In diese Städte im Ausland können Sie mit dem Deutschlandticket reisen
Das Land NRW verweigert den Beamten und Beschäftigten den Zuschuss, weil dies in der Besoldungsordnung nicht vorgesehen ist, Hessen sieht dies lockerer. Viele Städte wie Düsseldorf verweigern sich aus ähnlichen Gründen, wobei allerdings einige – wie Mönchengladbach – doch mitmachen. Einige NRW-Konzerne wie Bayer, Post und Ergo oder auch die IHK Düsseldorf haben zwar das Modell übernommen, ergab eine Umfrage unserer Redaktion. Aber bei Eon, Evonik, Henkel, RWE und Vodafone hat die Belegschaft Pech, da gibt es nur die traditionellen Jobtickets mit rund zehn Prozent Mengenrabatt, die nur in engen Tarifgrenzen gültig sind und fast immer deutlich teurer sind als 34,30 Euro.
Interessant ist, wie die Telekom vorgeht: Weil das neue Deutschlandticket günstiger ist als die bisherigen Jobtickets für jeweils einzelne Tarifgebiete, laufen die alten Jobtickets einfach aus. Einen Ersatzvertrag für das Deutschlandticket als Jobticket gibt es aber bisher nicht – dafür soll Verdi wohl interne Zugeständnisse machen, ist zu vermuten.

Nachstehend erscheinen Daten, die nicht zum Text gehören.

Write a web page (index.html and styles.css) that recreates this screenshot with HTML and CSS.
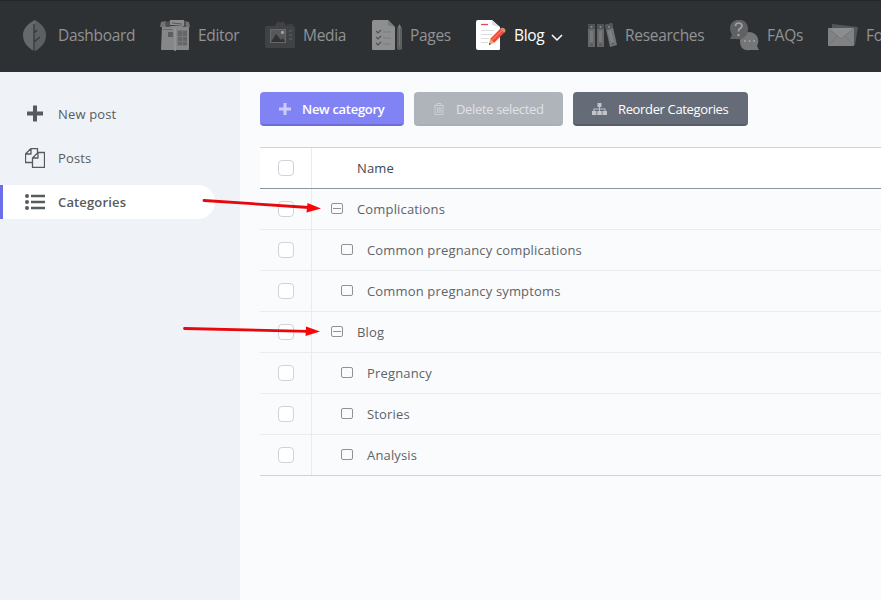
FILE: index.html
```html
<!DOCTYPE html>
<html lang="en">
<head>
    <meta charset="UTF-8">
    <meta name="viewport" content="width=device-width, initial-scale=1.0">
    <title>Blog categories</title>
    <link rel="stylesheet" href="styles.css">
</head>
<body>
    <nav class="topbar">
        <a class="nav-item">
            <svg class="nav-icon" viewBox="0 0 30 31">
                <path d="M15 0C7 4 3 9 3 15c0 8 5 12 9 15l3 1z" fill="#66696b"/>
                <path d="M15 0c7 4 11 9 11 15 0 8-5 12-9 15l-2 1z" fill="#5d6062"/>
                <path d="M14 31V4M14 13l3-3M14 22l6-5" stroke="#35383a" stroke-width="1.300" fill="none"/>
            </svg>
            <span class="nav-label">Dashboard</span>
        </a>
        <a class="nav-item">
            <svg class="nav-icon" viewBox="0 0 30 31">
                <path d="M2 6h27v23q0 1-1 1H16l-1 1-1-1H2q-1 0-1-1z" fill="#858788"/>
                <path d="M1 2l5-1v6H0zM24 1l5 1 1 5h-5z" fill="#727476"/>
                <path d="M5 2l5-1v6H6zM23 1l3 1v5h-3z" fill="#4e5153"/>
                <path d="M10 0h14v6l-14-1z" fill="#8b8d8e"/>
                <path d="M12 3l10 1" stroke="#55585a"/>
                <path d="M3 9.500h9" stroke="#666869"/>
                <path d="M15 8v23" stroke="#9b9d9e"/>
                <path d="M8 12h5v5H8z" fill="#5c5e60"/>
                <path d="M17 10h10v16H17z" fill="#77797b"/>
                <path d="M18 11h4v5h-4zM23 11h4v5h-4zM18 17h4v4h-4zM23 17h4v4h-4zM18 22h4v3h-4zM23 22h4v3h-4z" fill="#646668"/>
            </svg>
            <span class="nav-label">Editor</span>
        </a>
        <a class="nav-item">
            <svg class="nav-icon" viewBox="0 0 30 31">
                <path d="M2 6h8l2-4h7l2 4h7q2 0 2 2v19q0 1-2 1H2q-2 0-2-2V8q0-2 2-2z" fill="#404244"/>
                <path d="M22 4h6v2h-6z" fill="#3b3d3f"/>
                <path d="M5 9h16v14H5z" fill="#666869"/>
                <path d="M6 10h14v12H6z" fill="#56585a"/>
                <path d="M6 22l5-8 5 6 2-2 2 4z" fill="#303235"/>
                <circle cx="17.500" cy="12.500" r="1.700" fill="#9b9c9d"/>
                <path d="M24 11h3M24 15h3M24 19h3" stroke="#565859" stroke-width="1.500"/>
            </svg>
            <span class="nav-label">Media</span>
        </a>
        <a class="nav-item">
            <svg class="nav-icon" viewBox="0 0 30 31">
                <path d="M2 0h14l7 7v22q0 1-1 1H1q-1 0-1-1V2q0-2 2-2z" fill="#8d8f90"/>
                <path d="M16 0l7 7-7-2z" fill="#77797b"/>
                <path d="M4 11l2 2 3-3M4 17l2 2 3-3M4 23l2 2 3-3" fill="none" stroke="#505355" stroke-width="1.200"/>
                <path d="M11 12h8M11 18h8M11 24h8" stroke="#7a7c7e"/>
                <path d="M25 9l2.500-5L30 9z" fill="#77797a"/>
                <path d="M25 8h5v21q-2.500 2-5 0z" fill="#5c5e60"/>
                <path d="M27.500 8v18" stroke="#707274"/>
            </svg>
            <span class="nav-label">Pages</span>
        </a>
        <a class="nav-item active">
            <svg class="nav-icon" viewBox="0 0 30 31">
                <path d="M2 0h14l8 7v22q0 1-1 1H2q-2 0-2-2V2q0-2 2-2z" fill="#fff"/>
                <path d="M16 0l7 7-7-2z" fill="#dedfdf"/>
                <path d="M5 4.500h7" stroke="#dc4b5b" stroke-width="1.300"/>
                <path d="M5 10.500h13M5 14.500h11M5 18.500h8M5 22.500h7" stroke="#dcddde"/>
                <path d="M14 19L24 9l4 4-10 10z" fill="#ed493d"/>
                <path d="M15.500 20.500L26 10.500" stroke="#ff7054" stroke-width="1.500"/>
                <path d="M24 9l1-1q2-1 4 1 1 2 0 3l-1 1z" fill="#d48e71"/>
                <path d="M14 19l4 4-5 2z" fill="#ddb176"/>
                <path d="M13 23l2 1-2 1z" fill="#3b3533"/>
            </svg>
            <span class="nav-label">Blog</span>
            <svg class="chevron" viewBox="0 0 12 8"><path d="M1 1l5 5 5-5" fill="none" stroke="currentColor" stroke-width="1.500"/></svg>
        </a>
        <a class="nav-item">
            <svg class="nav-icon" viewBox="0 0 30 31">
                <path d="M1 4h7v23H1zM10 4h7v23h-7z" fill="#66686a"/>
                <path d="M1 4h7v5H1zM10 4h7v5h-7z" fill="#505254"/>
                <path d="M18 5l7-2 5 22-7 2z" fill="#717375"/>
                <path d="M18 5l7-2 1 5-7 2z" fill="#545658"/>
                <path d="M3 11h3v11H3zM12 11h3v11h-3z" fill="#77797b"/>
                <path d="M21 11l3-1 3 12-3 1z" fill="#808284"/>
                <g fill="#898b8c"><circle cx="4.500" cy="7" r="1"/><circle cx="13.500" cy="7" r="1"/><circle cx="22" cy="7" r="1"/></g>
                <path d="M3 25h3M12 25h3M25 24l2-.5" stroke="#494b4d"/>
            </svg>
            <span class="nav-label">Researches</span>
        </a>
        <a class="nav-item">
            <svg class="nav-icon" viewBox="0 0 30 31">
                <path d="M30 30l-2-4c7-15-17-20-17-5 0 8 5 10 10 9z" fill="#747678"/>
                <path d="M1 19l2-4C-6-2 19-6 19 9c0 9-8 11-12 10z" fill="#5f6163"/>
                <path d="M6.500 6q0-3 3-3t3.500 2.500q0 2-2 3-1.500 1-1.500 3" fill="none" stroke="#a3a4a5" stroke-width="1.700"/>
                <circle cx="9.500" cy="15" r="1.200" fill="#a3a4a5"/>
                <g fill="#a2a3a4"><circle cx="16" cy="21" r="1"/><circle cx="20.500" cy="21" r="1"/><circle cx="25" cy="21" r="1"/></g>
            </svg>
            <span class="nav-label">FAQs</span>
        </a>
        <a class="nav-item">
            <svg class="nav-icon" viewBox="0 0 30 31">
                <path d="M4 4l26 3-3 18H4z" fill="#545658"/>
                <path d="M0 8h26v18H0z" fill="#808284"/>
                <path d="M0 8h26L13 19z" fill="#8b8d8e"/>
                <path d="M0 26l9-10M26 26l-9-10M0 8l13 11L26 8" fill="none" stroke="#747678"/>
            </svg>
            <span class="nav-label">Fo</span>
        </a>
    </nav>

    <div class="layout">
        <aside class="sidebar">
            <a class="side-item">
                <svg class="side-icon" viewBox="0 0 20 20"><path d="M8 1.500h4V7.500h6v4h-6v6H8v-6H2v-4h6z" fill="currentColor"/></svg>
                <span class="side-label">New post</span>
            </a>
            <a class="side-item">
                <svg class="side-icon" viewBox="0 0 20 20">
                    <path d="M7.500 14.500h-7V6L6 .5h6.500V5M.5 6H6V.5M19.500 19.500h-12V10L13 4.500h6.500zM7.500 10H13V4.500" fill="none" stroke="currentColor" stroke-width="1.300" stroke-linejoin="round"/>
                </svg>
                <span class="side-label">Posts</span>
            </a>
            <a class="side-item selected">
                <svg class="side-icon" viewBox="0 0 20 20">
                    <g fill="currentColor"><circle cx="2" cy="4" r="2"/><circle cx="2" cy="10" r="2"/><circle cx="2" cy="16" r="2"/></g>
                    <path d="M6 4h14M6 10h14M6 16h14" stroke="currentColor" stroke-width="2.500"/>
                </svg>
                <span class="side-label">Categories</span>
            </a>
        </aside>

        <main class="content">
            <div class="toolbar">
                <button class="btn btn-new">
                    <svg class="btn-icon" viewBox="0 0 12 12"><path d="M4.500 0h3v4.500H12v3H7.500V12h-3V7.500H0v-3h4.500z" fill="currentColor"/></svg>
                    <span>New category</span>
                </button>
                <button class="btn btn-delete" disabled>
                    <svg class="btn-icon" viewBox="0 0 12 12"><path d="M1 2.500h10M4 2V.5h4V2M2 3v8.500h8V3M4.500 4v6M6.200 4v6M8 4v6" fill="none" stroke="currentColor"/></svg>
                    <span>Delete selected</span>
                </button>
                <button class="btn btn-reorder">
                    <svg class="btn-icon wide" viewBox="0 0 15 12">
                        <path d="M5.500 0h4v4h-4zM0 8h4.500v4H0zM5.300 8h4.500v4h-4.500zM10.500 8H15v4h-4.500zM7 3h1v2.500h5.500V8h-1V6.500H8V8H7V6.500H2.500V8h-1V5.500H7z" fill="currentColor"/>
                    </svg>
                    <span>Reorder Categories</span>
                </button>
            </div>

            <div class="table">
                <div class="row head">
                    <div class="check-cell"><span class="checkbox"></span></div>
                    <div class="name-cell"><span>Name</span></div>
                </div>
                <div class="row">
                    <div class="check-cell"><span class="checkbox"></span></div>
                    <div class="name-cell"><i class="node open"></i><span>Complications</span></div>
                </div>
                <div class="row child">
                    <div class="check-cell"><span class="checkbox"></span></div>
                    <div class="name-cell"><i class="node"></i><span>Common pregnancy complications</span></div>
                </div>
                <div class="row child">
                    <div class="check-cell"><span class="checkbox"></span></div>
                    <div class="name-cell"><i class="node"></i><span>Common pregnancy symptoms</span></div>
                </div>
                <div class="row">
                    <div class="check-cell"><span class="checkbox"></span></div>
                    <div class="name-cell"><i class="node open"></i><span>Blog</span></div>
                </div>
                <div class="row child">
                    <div class="check-cell"><span class="checkbox"></span></div>
                    <div class="name-cell"><i class="node"></i><span>Pregnancy</span></div>
                </div>
                <div class="row child">
                    <div class="check-cell"><span class="checkbox"></span></div>
                    <div class="name-cell"><i class="node"></i><span>Stories</span></div>
                </div>
                <div class="row child">
                    <div class="check-cell"><span class="checkbox"></span></div>
                    <div class="name-cell"><i class="node"></i><span>Analysis</span></div>
                </div>
            </div>
        </main>
    </div>

    <!-- arrows pointing at the parent categories -->
    <svg class="arrows" viewBox="0 0 881 600">
        <path d="M204 200.500L309 207.500M184.500 328.500L308 331.300" stroke="#e8070c" stroke-width="2.800" stroke-linecap="round"/>
        <path d="M307.500 203L321 208.500 306.500 212.500zM306 326.500L320 331.500 305.500 336z" fill="#fb0509"/>
    </svg>
</body>
</html>
```
FILE: styles.css
```css
* {
    box-sizing: border-box;
}

body {
    margin: 0;
    height: 600px;
    overflow: hidden;
    background-color: #fafbfd;
    color: #5f6367;
    font-family: "Segoe UI", "Open Sans", "Noto Sans", sans-serif;
    font-size: 13px;
}

.topbar {
    display: grid;
    grid-template-columns: 140px 105px 107px 104px 111px 142px 99px 100px;
    height: 72px;
    padding: 0 0 2px 20px;
    background-color: #2e3133;
    border-top: 1px solid #232628;
    overflow: hidden;
}

.nav-item {
    display: flex;
    align-items: center;
    color: #919395;
    font-size: 15.5px;
    white-space: nowrap;
}

.nav-item.active {
    color: #fff;
}

.nav-icon {
    flex: none;
    width: 30px;
    height: 31px;
    margin-right: 8px;
}

.nav-label {
    margin-top: -1px;
    letter-spacing: -0.3px;
}

.chevron {
    width: 12px;
    height: 8px;
    margin: 5px 0 0 7px;
}

.layout {
    display: flex;
    height: 528px;
}

.sidebar {
    display: flex;
    flex: none;
    flex-direction: column;
    gap: 10px;
    width: 240px;
    padding-top: 25px;
    background-color: #eff3f8;
}

.side-item {
    display: flex;
    align-items: center;
    width: 215px;
    height: 34px;
    padding-left: 25px;
    color: #565b5e;
    letter-spacing: 0.15px;
}

.side-item.selected {
    padding-left: 22px;
    border-left: 3px solid #6c6de8;
    border-radius: 0 17px 17px 0;
    background-color: #fff;
    font-weight: 600;
}

.side-icon {
    width: 20px;
    height: 20px;
    margin-right: 13px;
}

.content {
    flex: 1;
    min-width: 0;
    padding: 20px 0 0 20px;
}

.toolbar {
    display: flex;
    gap: 10px;
    margin-bottom: 21px;
}

.btn {
    display: flex;
    align-items: center;
    height: 34px;
    padding: 2px 0 0 19px;
    border: none;
    border-bottom: 2px solid;
    border-radius: 4px;
    color: #fff;
    font-family: inherit;
    font-size: 13px;
    letter-spacing: -0.35px;
    white-space: nowrap;
}

.btn-icon {
    flex: none;
    width: 12px;
    height: 12px;
    margin: -1px 11px 0 0;
    opacity: 0.6;
}

.btn-icon.wide {
    width: 15px;
}

.btn-new {
    width: 144px;
    background-color: #8183f4;
    border-color: #6c6edb;
    font-weight: 600;
    letter-spacing: -0.3px;
}

.btn-delete {
    width: 149px;
    background-color: #afb4bb;
    border-color: #aaafb7;
    color: #dfe2e6;
}

.btn-reorder {
    width: 175px;
    background-color: #656c78;
    border-color: #555c68;
}

.table {
    border-top: 1px solid #ced3da;
    letter-spacing: 0.16px;
}

.row {
    display: flex;
    height: 41px;
    border-bottom: 1px solid #eaedf0;
}

.row.head {
    background-color: #fff;
    border-color: #8d949b;
    color: #3d4754;
}

.row:last-child {
    border-color: #ced3d8;
}

.check-cell {
    display: flex;
    flex: none;
    align-items: center;
    justify-content: center;
    width: 52px;
    border-right: 1px solid #e8ebef;
}

.checkbox {
    width: 16px;
    height: 16px;
    border: 1px solid #cfd3da;
    border-radius: 4px;
    background-color: #fff;
}

.name-cell {
    display: flex;
    align-items: center;
    padding-left: 19px;
}

.head .name-cell {
    padding-left: 45px;
}

.child .name-cell {
    padding-left: 29px;
}

.node {
    display: flex;
    align-items: center;
    justify-content: center;
    width: 12px;
    height: 11px;
    margin: -1px 14px 0 0;
    border: 1px solid #8f9397;
    border-radius: 2px;
}

.node.open::before {
    content: "";
    width: 8px;
    height: 1px;
    background-color: #8f9397;
}

.arrows {
    position: absolute;
    top: 0;
    left: 0;
    width: 881px;
    height: 600px;
    pointer-events: none;
}
```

Die Vorreiter beim Deutschlandticket als Jobticket zeigen, wie gut es ankommt: Bei Bayer sind 4650 der inländischen 22.600 Beschäftigten dabei. Bei der Post haben 2000 der 7000 Beschäftigten in Bonn einen Vertrag unterschrieben, teilweise müssen sie nur 18 Euro im Monat zahlen. Bei Ergo in Düsseldorf hat jeder Zweite der 4500 Beschäftigten unterschrieben – und zahlt nun einem Preis von maximal 26,55 Euro im Monat dank eines hohen Firmenzuschusses. „Wir fördern damit den Umstieg vom Auto auf Bus und Bahn auf dem Weg zur Arbeit und somit eine nachhaltige Mobilität“, sagte eine Ergo-Sprecherin.
VRR und Westfalentarif sind optimistisch, künftig deutlich mehr Deutschlandtickets über die Chefs verkaufen zu können. „Wir arbeiten mit den Verkehrsunternehmen an einer kontinuierlichen Steigerung der Jobticket-Verkäufe“, sagt ein VRR-Sprecher. Ein Hebel soll sein, dass auch kleine und mittlere Firmen angesprochen werden sollen. „Es gibt da großes Potenzial“, sagt ein Sprecher des Verbandes Deutscher Verkehrsunternehmen (VDV), „in Deutschland gibt es rund 2,5 Millionen kleine und mittlere Unternehmen mit bis zu 250 Beschäftigten, von denen viele bisher kein Firmenticket nutzen.“
Außerdem rechnen VRR und Co. damit, dass so mancher Gigant doch unterschreibt. So hat Thyssenkrupp soeben beschlossen, doch einen Vertrag abzuschließen, Vodafone prüft dies.
Öffentliche Institutionen wollen oft mitmachen, wenn die Tarifverträge dies vorsehen. „Wir sind als tarifgebundene Körperschaft des Öffentlichen Rechts gehalten, das Ergebnis der im Oktober beginnenden Tarifverhandlungen auf Landesebene abzuwarten“, heißt es bei der Handwerkskammer Düsseldorf. Dann könnte auch das Land einsteigen.
Als drittes wird diskutiert, das Deutschlandticket als „Solidarmodell“ zu verkaufen. Dann bestellen Arbeitgeber für alle Beschäftigen ein Jobticket. Sie erhalten dann einen viel höheren Rabatt als nur fünf Prozent. Der Verkehrsverbund Rhein-Sieg (VRS) verkauft Firmentickets im „Solidarmodell“ seit Jahren. Ein Ticket kostet dann 31,85 Euro im Monat für die Firma. Der VRS hatte im Juni 353.000 Deutschlandtickets an den Mann gebracht, wovon 122.000 ein Jobticket waren. „Mit dieser Quote von rund einem Drittel sind wir ganz vorne“, freut sich ein VRS-Manager.